## Exercise description
Give a count of the lines below that have the string "React" in them, with no other words.
begin Source material
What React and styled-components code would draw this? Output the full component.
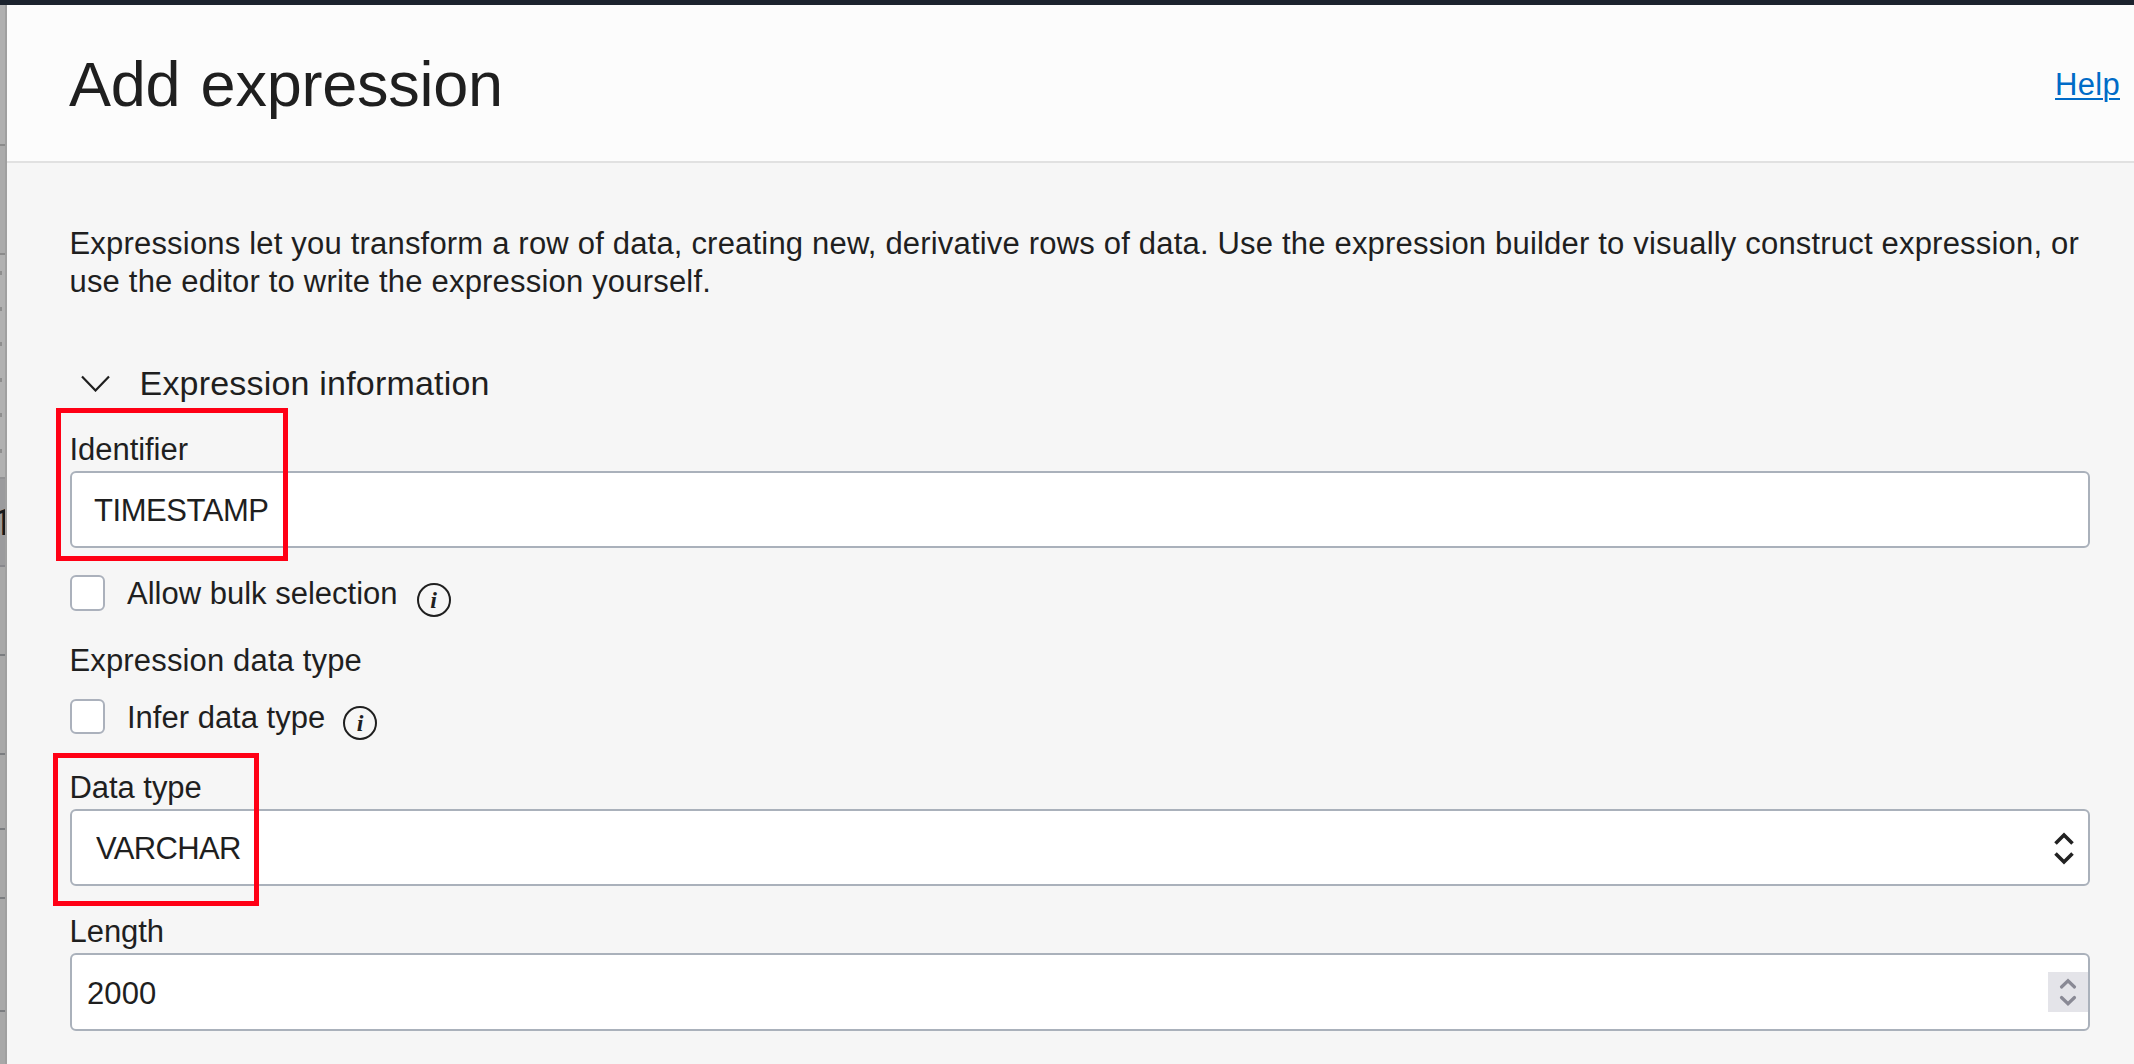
import React from "react";
import styled, { createGlobalStyle } from "styled-components";

const GlobalStyle = createGlobalStyle`
  *, *::before, *::after { box-sizing: border-box; }
  body {
    margin: 0;
    overflow: hidden;
    background: #f6f6f6;
    color: #1f1f1f;
    font-family: "Liberation Sans", "Helvetica Neue", Arial, sans-serif;
  }
`;

const Screen = styled.div`
  display: flex;
  flex-direction: column;
  height: 1064px;
`;

const TopBar = styled.div`
  flex: none;
  height: 5px;
  background: #1c232e;
`;

const Main = styled.div`
  display: flex;
  flex: 1;
  min-height: 0;
`;

/* Sliver of the dimmed page behind the panel */
const Backdrop = styled.div`
  flex: none;
  display: flex;
  flex-direction: column;
  width: 7px;
  border-right: 2px solid #a0a0a0;
  overflow: hidden;
`;

const BackdropRow = styled.div`
  flex: none;
  height: ${(p) => p.$height}px;
  background: ${(p) => p.$bg || "#a8a8a8"};
  border-bottom: 2px solid ${(p) => p.$line || "#7b7d80"};
`;

const DotsRow = styled(BackdropRow)`
  display: flex;
  flex-direction: column;
  gap: 31.6px;
  padding-top: 16px;
`;

const Dot = styled.span`
  flex: none;
  width: 2px;
  height: 4px;
  background: #8e8e8e;
`;

const DigitRow = styled(BackdropRow)`
  display: flex;
  justify-content: flex-end;
  align-items: center;
  color: #16181b;
  font-family: Roboto, "Open Sans", sans-serif;
  font-size: 36px;
  line-height: 36px;
  padding-top: 2px;
`;

const Digit = styled.span`
  margin-right: -8px;
`;

const Panel = styled.section`
  display: flex;
  flex: 1;
  flex-direction: column;
  min-width: 0;
`;

const Header = styled.header`
  flex: none;
  display: flex;
  justify-content: space-between;
  align-items: center;
  height: 158px;
  padding: 0 14px 0 62px;
  background: #fcfcfc;
  border-bottom: 2px solid #e1e1e1;
`;

const Title = styled.h1`
  margin: 0;
  font-size: 63px;
  font-weight: 400;
  line-height: 72px;
  padding-top: 2px;
  letter-spacing: -0.25px;
  word-spacing: 3px;
`;

const HelpLink = styled.a`
  color: #006bc7;
  font-size: 31px;
  line-height: 36px;
  letter-spacing: 0.3px;
  padding-top: 4px;
  text-decoration: underline;
  text-decoration-thickness: 2px;
  text-underline-offset: 3px;
`;

const Content = styled.div`
  display: flex;
  flex-direction: column;
  padding: 62px 44px 0 63px;
`;

const Intro = styled.p`
  margin: 0 0 0 -0.5px;
  font-size: 31px;
  line-height: 38px;
  letter-spacing: 0.19px;
  white-space: nowrap;
`;

const SectionToggle = styled.div`
  display: flex;
  align-items: center;
  gap: 30px;
  height: 44px;
  margin-top: 60px;
  padding-left: 10.5px;
  font-size: 34px;
  line-height: 44px;
  letter-spacing: 0.2px;
`;

const Field = styled.div`
  position: relative;
  display: flex;
  flex-direction: column;
  margin-top: ${(p) => p.$top}px;
`;

const Label = styled.label`
  height: 42px;
  margin-left: -0.5px;
  padding-top: 3px;
  font-size: 31px;
  line-height: 36px;
  letter-spacing: -0.05px;
`;

const Control = styled.div`
  display: flex;
  align-items: center;
  height: ${(p) => p.$height || 77}px;
  padding-left: ${(p) => p.$indent}px;
  background: #ffffff;
  border: 2px solid #aab1bb;
  border-radius: 6px;
`;

const Value = styled.input`
  flex: 1;
  min-width: 0;
  height: 42px;
  padding: ${(p) => p.$drop || 2}px 0 0;
  border: 0;
  outline: 0;
  background: transparent;
  color: inherit;
  font-family: inherit;
  font-size: 31px;
  letter-spacing: ${(p) => p.$tracking || 0}px;
`;

const SelectIcon = styled.svg`
  flex: none;
  margin-right: 14px;
`;

const Spinner = styled.span`
  flex: none;
  display: flex;
  align-items: center;
  justify-content: center;
  width: 40px;
  height: 40px;
  background: #e4e4e9;
`;

const CheckRow = styled.div`
  display: flex;
  align-items: flex-start;
  height: 36px;
  margin-top: ${(p) => p.$top}px;
`;

const Checkbox = styled.span`
  flex: none;
  width: 35px;
  height: ${(p) => p.$height || 35}px;
  background: #ffffff;
  border: 2px solid #abb1bc;
  border-radius: 6px;
`;

const CheckLabel = styled.span`
  margin-left: 22px;
  font-size: 31px;
  line-height: 38px;
  white-space: nowrap;
`;

const InfoBadge = styled.span`
  flex: none;
  display: flex;
  align-items: center;
  justify-content: center;
  width: 34px;
  height: 34px;
  margin: ${(p) => p.$drop}px 0 0 ${(p) => p.$gap}px;
  border: 2px solid #1f1f1f;
  border-radius: 50%;
  font: italic bold 24px/28px "Liberation Serif", "Times New Roman", serif;
`;

const GroupTitle = styled.div`
  margin: 32px 0 0 -0.5px;
  font-size: 31px;
  line-height: 36px;
  letter-spacing: 0.15px;
`;

const Highlight = styled.span`
  position: absolute;
  left: ${(p) => p.$left}px;
  top: ${(p) => p.$top}px;
  width: ${(p) => p.$width}px;
  height: 153px;
  border: 5px solid #ff0015;
  pointer-events: none;
`;

const UpDown = ({ width, height, color, stroke, up, down }) => (
  <svg width={width} height={height} viewBox={`0 0 ${width} ${height}`} fill="none" stroke={color} strokeWidth={stroke} strokeLinecap="round">
    <path d={up} />
    <path d={down} />
  </svg>
);

export default function App() {
  return (
    <Screen>
      <GlobalStyle />
      <TopBar />
      <Main>
        <Backdrop>
          <BackdropRow $height={141} $bg="#b0b0b0" $line="#8b8b8b" />
          <BackdropRow $height={109} $bg="#ababab" $line="#8b8b8b" />
          <DotsRow $height={224} $bg="#b1b1b1" $line="#929294">
            {[0, 1, 2, 3, 4, 5].map((n) => (
              <Dot key={n} />
            ))}
          </DotsRow>
          <DigitRow $height={88} $bg="#9b9b9d" $line="#88888d">
            <Digit>1</Digit>
          </DigitRow>
          <BackdropRow $height={89} />
          <BackdropRow $height={99} />
          <BackdropRow $height={75} />
          <BackdropRow $height={69} />
          <BackdropRow $height={113} />
          <BackdropRow $height={60} />
        </Backdrop>
        <Panel>
          <Header>
            <Title>Add expression</Title>
            <HelpLink href="#">Help</HelpLink>
          </Header>
          <Content>
            <Intro>
              Expressions let you transform a row of data, creating new, derivative rows of data. Use the expression builder to visually construct expression, or
              <br />
              use the editor to write the expression yourself.
            </Intro>
            <SectionToggle>
              <svg width="29" height="18" viewBox="0 0 29 18" fill="none" stroke="#1f1f1f" strokeWidth="2.2">
                <path d="M1 2.5 L14.5 16.5 L28 2.5" />
              </svg>
              <span>Expression information</span>
            </SectionToggle>
            <Field $top={24}>
              <Label htmlFor="identifier">Identifier</Label>
              <Control $indent={22}>
                <Value id="identifier" defaultValue="TIMESTAMP" $tracking={-0.45} />
              </Control>
              <Highlight $left={-14} $top={-21} $width={232} />
            </Field>
            <CheckRow $top={27}>
              <Checkbox $height={36} />
              <CheckLabel>Allow bulk selection</CheckLabel>
              <InfoBadge $gap={19} $drop={8}>i</InfoBadge>
            </CheckRow>
            <GroupTitle>Expression data type</GroupTitle>
            <CheckRow $top={20}>
              <Checkbox />
              <CheckLabel>Infer data type</CheckLabel>
              <InfoBadge $gap={18} $drop={7}>i</InfoBadge>
            </CheckRow>
            <Field $top={32}>
              <Label htmlFor="datatype">Data type</Label>
              <Control $indent={24}>
                <Value id="datatype" defaultValue="VARCHAR" readOnly $tracking={-0.65} />
                <SelectIcon width="20" height="34" viewBox="0 0 20 34" fill="none" stroke="#222" strokeWidth="3.6">
                  <path d="M1.5 12.5 L10 4 L18.5 12.5" />
                  <path d="M1.5 22.5 L10 31 L18.5 22.5" />
                </SelectIcon>
              </Control>
              <Highlight $left={-17} $top={-14} $width={206} />
            </Field>
            <Field $top={25}>
              <Label htmlFor="length">Length</Label>
              <Control $indent={15} $height={78}>
                <Value id="length" defaultValue="2000" $tracking={0.1} $drop={4} />
                <Spinner>
                  <UpDown width={18} height={30} color="#898995" stroke={3.2} up="M2.5 10 L9 3.8 L15.5 10" down="M2.5 20.5 L9 26.7 L15.5 20.5" />
                </Spinner>
              </Control>
            </Field>
          </Content>
        </Panel>
      </Main>
    </Screen>
  );
}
end Source material
## Correct output
2